The markdown chunking system consists of three main components:

Parser (md_parser.py): Converts markdown text into a Tree structure that preserves heading hierarchy
Chunker (md_chunker.py): Generates chunks from the Tree structure with configurable parameters
Streaming Processor (md_streaming.py): Handles large documents with memory management

Key Features¶

Preserves heading hierarchy: Each chunk maintains the full path of headings from root to its content
Flexible heading inclusion: Include headings in text, metadata, both, or neither
Multiple output formats: Markdown, plain text, or structured JSON
Configurable chunk sizing: Control maximum chunk size with smart boundary detection
Streaming support: Process large documents without loading entirely into memory
Tree-based structure: Uses the Tree data structure from dataknobs_structures

Installation¶

The markdown chunking utilities are part of the dataknobs-xization package:

uv pip install dataknobs-xization

Quick Start¶

Basic Usage¶

from dataknobs_xization import parse_markdown, chunk_markdown_tree

# Parse markdown into tree structure
markdown_text = """
# Introduction
This is the introduction.

## Background
Some background information.
"""

tree = parse_markdown(markdown_text)

# Generate chunks
chunks = chunk_markdown_tree(tree, max_chunk_size=500)

for chunk in chunks:
    print(f"Chunk {chunk.metadata.chunk_index}:")
    print(f"Headings: {chunk.metadata.get_heading_path()}")
    print(f"Text: {chunk.text}")
    print()

Streaming Large Files¶

from dataknobs_xization import stream_markdown_file

# Process large file incrementally
for chunk in stream_markdown_file("large_document.md", max_chunk_size=1000):
    # Process each chunk as it becomes available
    store_in_database(chunk.text, chunk.metadata)

Architecture¶

Tree Structure¶

The parser builds a Tree where: - Root node represents the document - Heading nodes are parents to their sub-headings and body text - Body text nodes are leaf nodes containing the actual content

Example structure:

ROOT
├─ H1: Introduction
│  ├─ Body: "This is the introduction."
│  └─ H2: Background
│     └─ Body: "Some background information."

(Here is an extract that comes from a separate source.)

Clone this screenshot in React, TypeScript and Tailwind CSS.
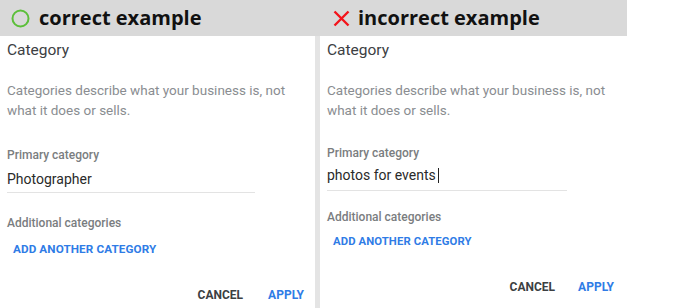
import React from 'react'

type PanelProps = {
  good: boolean
  value: string
  width: string
}

function Header({ good }: { good: boolean }) {
  return (
    <div className="flex h-[36px] items-center bg-[#d9d9d9] pl-[11px]">
      {good ? (
        <svg width="19" height="19" viewBox="0 0 19 19" className="shrink-0">
          <circle cx="9.5" cy="9.5" r="8" fill="none" stroke="#5cbf3a" strokeWidth="2" />
        </svg>
      ) : (
        <svg width="17" height="17" viewBox="0 0 17 17" className="ml-[2px] shrink-0">
          <path d="M1.5 1.5 L15.5 15.5 M15.5 1.5 L1.5 15.5" stroke="#f3141b" strokeWidth="2.4" />
        </svg>
      )}
      <span
        className={`${good ? 'ml-[9px]' : 'ml-[8px]'} text-[20px] leading-none font-bold text-[#111]`}
        style={{ fontFamily: '"Open Sans", sans-serif' }}
      >
        {good ? 'correct example' : 'incorrect example'}
      </span>
    </div>
  )
}

function Panel({ good, value, width }: PanelProps) {
  return (
    <div className={`flex ${width} flex-col`}>
      <Header good={good} />
      <div className="flex flex-1 flex-col pl-[7px]" style={{ fontFamily: 'Roboto, sans-serif' }}>
        <div className="mt-[4px] text-[15.5px] leading-[20px] text-[#3c4043]">Category</div>
        <div className="mt-[20px] text-[13.5px] leading-[20px] text-[#8a8d91]">
          Categories describe what your business is, not
          <br />
          what it does or sells.
        </div>
        <div
          className={`${good ? 'mt-[27px]' : 'mt-[25px]'} text-[12px] leading-[16px] font-medium text-[#7a7d80]`}
        >
          Primary category
        </div>
        <div
          className={`${good ? 'mt-[6px] w-[248px] pb-[3px]' : 'mt-[4px] w-[240px] pb-[5px]'} flex items-center border-b border-[#e3e3e3] text-[14px] leading-[20px] text-[#2a2a2a]`}
        >
          {value}
          {!good && <span className="ml-[2px] inline-block h-[15px] w-[1px] bg-[#222]" />}
        </div>
        <div
          className={`${good ? 'mt-[22px]' : 'mt-[18px]'} text-[12px] leading-[16px] font-medium text-[#7a7d80]`}
        >
          Additional categories
        </div>
        <div
          className={`${good ? 'mt-[10px] text-[11.7px]' : 'mt-[9px] text-[11.3px]'} pl-[6px] leading-[16px] font-bold tracking-[0.1px] text-[#2f7ce6]`}
        >
          ADD ANOTHER CATEGORY
        </div>
        <div
          className={`${good ? 'mt-[30px] pr-[11px] gap-[25px]' : 'mt-[29px] pr-[13px] gap-[23px]'} flex justify-end text-[12px] leading-[16px] font-bold`}
        >
          <span className="text-[#3c3f42]">CANCEL</span>
          <span className="text-[#2f7ce6]">APPLY</span>
        </div>
      </div>
    </div>
  )
}

export default function App() {
  return (
    <div className="flex h-[308px] w-[675px] overflow-hidden bg-white">
      <Panel good value="Photographer" width="w-[315px]" />
      <div className="flex w-[5px] flex-col">
        <div className="h-[36px] bg-[#d9d9d9]" />
        <div className="flex-1 bg-[#e4e4e4]" />
      </div>
      <Panel good={false} value="photos for events" width="w-[307px]" />
    </div>
  )
}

MarkdownNode Data Structure¶

Each tree node contains a MarkdownNode with: - text: The text content - level: Heading level (1-6) or 0 for body text - node_type: 'heading' or 'body' - line_number: Source line number (for debugging)

Chunk Data Structure¶

Each chunk contains: - text: The chunk text (with or without headings based on configuration) - metadata: A ChunkMetadata object with: - headings: List of heading texts from root to chunk - heading_levels: Corresponding heading levels - line_number: Starting line number - chunk_index: Sequential index - chunk_size: Size in characters - custom: Dictionary for custom metadata

API Reference¶

Parsing¶

`parse_markdown(source, max_line_length=None, preserve_empty_lines=False)`¶

Parse markdown content into a tree structure.

Parameters: - source: Markdown content as string, file object, or line iterator - max_line_length: Maximum length for body text lines (None for unlimited) - preserve_empty_lines: Whether to preserve empty lines

Returns: Tree with root node containing the document structure

Example:

from dataknobs_xization import parse_markdown

tree = parse_markdown("# Title\nBody text.", max_line_length=100)

`MarkdownParser`¶

Class for parsing markdown with configurable options.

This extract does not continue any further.